Thursday, June 08, 2006

National Guardian Article

I see that yesterday's national Guardian has an article referring to Sutton as a top Tory target.

No great surprise when you look at the demographics. More importantly the Lib Dem vote has essentially risen (from 94 to present) and fallen (77-79) with the national Labour vote. The periods where that wasn't so was the 72-74 period which was due to the Sutton and Cheam by-election and the 82 to 86 period which coincided with the rather unique Liberal-SDP years.

As the Lib Dem MP's have spent so much time concentrating on the Labour vote (just look at the bar charts they regularly deliver to Tory voters), they have in effect reduced their "vote reach" mainly to the Labour vote plus about 10-15% of the Tory vote, which may not be enough for a long-term maintenance of their hegemony.

In addition the Lib Dems are now suffering from a cap on their vote due to:
a) The rise of small 4th parties which take part of the protest vote they used to solely get;
b) Their membership base being small (70,000 in total, with half in their top 100 seats), which means they can only target a certain number of more promising wards. You only have track the movements of Chris Maines from Bromley to Lewisham to see they are in effect creating a maximum level of seats for themselves.
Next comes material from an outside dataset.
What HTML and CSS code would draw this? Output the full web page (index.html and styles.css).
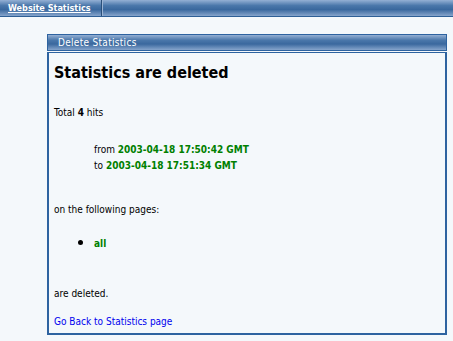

If they are targetted by the Tories in Sutton there will be targets elsewhere they hope to gain. In other words the Lib Dems have in effect organisationally expanded the space for a viable third party under a first past the post system from their minimum 13% if they had contested all seats in the 1950's up to 20-23% now. That is an achievement they and particularly the ALDC should be proud of, but it is definitely not a realignment.

I will return to the impact of these scenarios in much greater detail in the future.